While I agree with you that academic institutions have become a confidence game, the belief that these institutions are failing people because they have not done enough to indoctrinate them on the presumed value of "fractional reserve banking", or the foolishly presumed value of a "Federal Reserve System", or "credit default swaps", or ""mortgage backed securities", or "derivatives" or "predatory lending" is disheartening.


That was not my intent. I was simply showing that there are issues that the public school system has no business teaching our children, and we need to take responsibility and do it ourselves. These institutions are failing because they teach values contrary to our own, not because of the lack of content. We are in agreement, not at ends...


Of course, the very fact you used phrases such as "predatory lending" or even mortgage backed securities" or "credit default swaps" suggests that you are certainly no advocate of these con games, but to think teaching these con games in academia will some how help people navigate the turbulent waters of a closed economic system misses the point.

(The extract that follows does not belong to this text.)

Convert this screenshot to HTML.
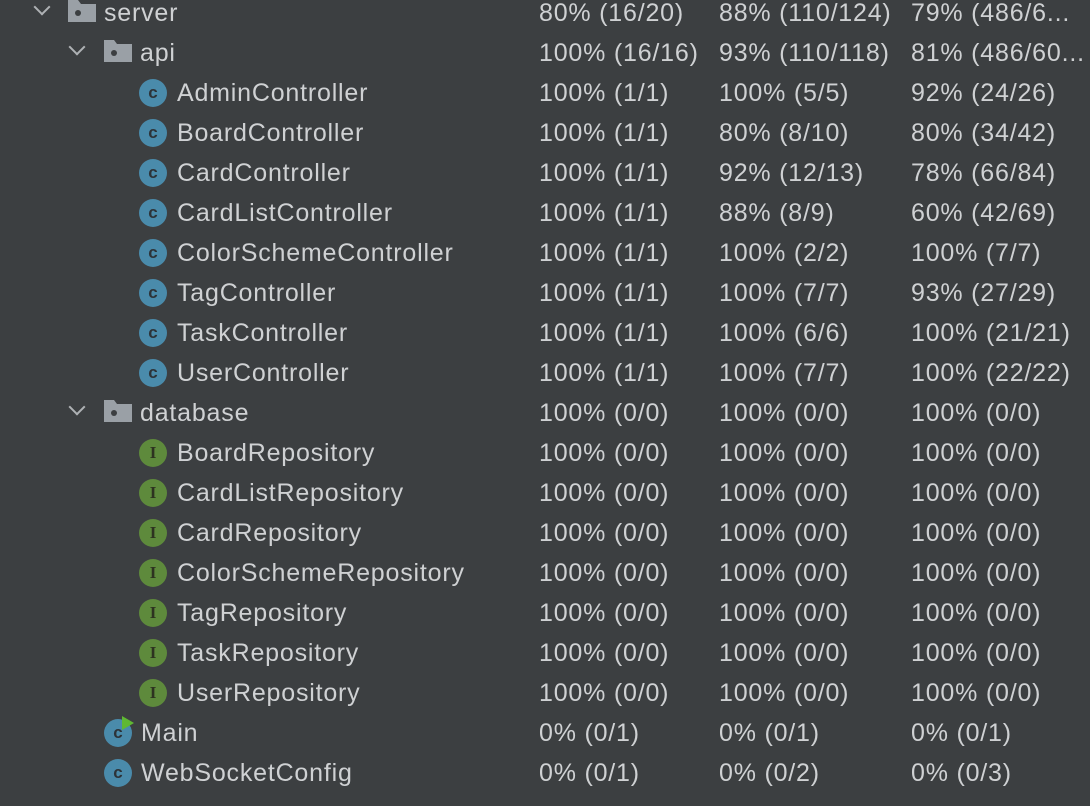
<!DOCTYPE html><html><head><style>
body{margin:0;width:1090px;height:806px;background:#3c3f41;overflow:hidden;font-family:"Liberation Sans",sans-serif;font-size:25px;letter-spacing:0.8px;color:#cfd1d3}
.r{position:absolute;left:0;height:40px;width:1090px;line-height:40px;white-space:nowrap}
.r span{position:absolute}
.c1{left:539px}.c2{left:719px}.c3{left:911px}
.ic{position:absolute;width:28px;height:28px;border-radius:50%;top:6px;text-align:center;line-height:28px;font-size:17px;font-weight:bold;letter-spacing:0}
.C{background:#4a8bab;color:#2d3338}
.I{background:#5e8a3c;color:#2d3320;font-family:"Liberation Serif",serif}
.f{position:absolute;top:8px;width:28px;height:22px}
.ch{position:absolute;top:12px;width:10px;height:10px;border-right:2px solid #aeb1b4;border-bottom:2px solid #aeb1b4;transform:rotate(45deg)}
</style></head><body>
<div class="r" style="top:-7px"><div class="ch" style="left:36px;top:8px"></div><svg class="f" style="left:68px;top:7px" viewBox="0 0 28 22"><path d="M0 0h10l3 4h15v18H0z" fill="#9aa0a6"/><circle cx="10" cy="13" r="3" fill="#3c3f41"/></svg><span style="left:104px">server</span><span class="c1">80% (16/20)</span><span class="c2">88% (110/124)</span><span class="c3">79% (486/6...</span></div>
<div class="r" style="top:33px"><div class="ch" style="left:71px;top:8px"></div><svg class="f" style="left:104px;top:7px" viewBox="0 0 28 22"><path d="M0 0h10l3 4h15v18H0z" fill="#9aa0a6"/><circle cx="10" cy="13" r="3" fill="#3c3f41"/></svg><span style="left:140px">api</span><span class="c1">100% (16/16)</span><span class="c2">93% (110/118)</span><span class="c3">81% (486/60...</span></div>
<div class="r" style="top:73px"><div class="ic C" style="left:139px">c</div><span style="left:177px">AdminController</span><span class="c1">100% (1/1)</span><span class="c2">100% (5/5)</span><span class="c3">92% (24/26)</span></div>
<div class="r" style="top:113px"><div class="ic C" style="left:139px">c</div><span style="left:177px">BoardController</span><span class="c1">100% (1/1)</span><span class="c2">80% (8/10)</span><span class="c3">80% (34/42)</span></div>
<div class="r" style="top:153px"><div class="ic C" style="left:139px">c</div><span style="left:177px">CardController</span><span class="c1">100% (1/1)</span><span class="c2">92% (12/13)</span><span class="c3">78% (66/84)</span></div>
<div class="r" style="top:193px"><div class="ic C" style="left:139px">c</div><span style="left:177px">CardListController</span><span class="c1">100% (1/1)</span><span class="c2">88% (8/9)</span><span class="c3">60% (42/69)</span></div>
<div class="r" style="top:233px"><div class="ic C" style="left:139px">c</div><span style="left:177px">ColorSchemeController</span><span class="c1">100% (1/1)</span><span class="c2">100% (2/2)</span><span class="c3">100% (7/7)</span></div>
<div class="r" style="top:273px"><div class="ic C" style="left:139px">c</div><span style="left:177px">TagController</span><span class="c1">100% (1/1)</span><span class="c2">100% (7/7)</span><span class="c3">93% (27/29)</span></div>
<div class="r" style="top:313px"><div class="ic C" style="left:139px">c</div><span style="left:177px">TaskController</span><span class="c1">100% (1/1)</span><span class="c2">100% (6/6)</span><span class="c3">100% (21/21)</span></div>
<div class="r" style="top:353px"><div class="ic C" style="left:139px">c</div><span style="left:177px">UserController</span><span class="c1">100% (1/1)</span><span class="c2">100% (7/7)</span><span class="c3">100% (22/22)</span></div>
<div class="r" style="top:393px"><div class="ch" style="left:71px;top:8px"></div><svg class="f" style="left:104px;top:7px" viewBox="0 0 28 22"><path d="M0 0h10l3 4h15v18H0z" fill="#9aa0a6"/><circle cx="10" cy="13" r="3" fill="#3c3f41"/></svg><span style="left:140px">database</span><span class="c1">100% (0/0)</span><span class="c2">100% (0/0)</span><span class="c3">100% (0/0)</span></div>
<div class="r" style="top:433px"><div class="ic I" style="left:139px">I</div><span style="left:177px">BoardRepository</span><span class="c1">100% (0/0)</span><span class="c2">100% (0/0)</span><span class="c3">100% (0/0)</span></div>
<div class="r" style="top:473px"><div class="ic I" style="left:139px">I</div><span style="left:177px">CardListRepository</span><span class="c1">100% (0/0)</span><span class="c2">100% (0/0)</span><span class="c3">100% (0/0)</span></div>
<div class="r" style="top:513px"><div class="ic I" style="left:139px">I</div><span style="left:177px">CardRepository</span><span class="c1">100% (0/0)</span><span class="c2">100% (0/0)</span><span class="c3">100% (0/0)</span></div>
<div class="r" style="top:553px"><div class="ic I" style="left:139px">I</div><span style="left:177px">ColorSchemeRepository</span><span class="c1">100% (0/0)</span><span class="c2">100% (0/0)</span><span class="c3">100% (0/0)</span></div>
<div class="r" style="top:593px"><div class="ic I" style="left:139px">I</div><span style="left:177px">TagRepository</span><span class="c1">100% (0/0)</span><span class="c2">100% (0/0)</span><span class="c3">100% (0/0)</span></div>
<div class="r" style="top:633px"><div class="ic I" style="left:139px">I</div><span style="left:177px">TaskRepository</span><span class="c1">100% (0/0)</span><span class="c2">100% (0/0)</span><span class="c3">100% (0/0)</span></div>
<div class="r" style="top:673px"><div class="ic I" style="left:139px">I</div><span style="left:177px">UserRepository</span><span class="c1">100% (0/0)</span><span class="c2">100% (0/0)</span><span class="c3">100% (0/0)</span></div>
<div class="r" style="top:713px"><div class="ic C" style="left:104px">c</div><svg style="position:absolute;left:122px;top:3px" width="12" height="14"><path d="M0 0L12 7L0 14z" fill="#5fb832"/></svg><span style="left:141px">Main</span><span class="c1">0% (0/1)</span><span class="c2">0% (0/1)</span><span class="c3">0% (0/1)</span></div>
<div class="r" style="top:753px"><div class="ic C" style="left:104px">c</div><span style="left:141px">WebSocketConfig</span><span class="c1">0% (0/1)</span><span class="c2">0% (0/2)</span><span class="c3">0% (0/3)</span></div>
</body></html>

Again, that was NOT my point at all...you and I are on the same page.




As far as public academic institutions go, it is beyond folly to believe that government can be trusted to have a monopoly on education and avoid using that monopoly to indoctrinate. Let's not fix what cannot be broken. Let us instead let the free and unregulated market handle academia, and let government go back to the business of protecting individual rights.




Again, we are in agreement, not at a discourse. The entire point was to not trust the government to do anything contrary to its own best interests.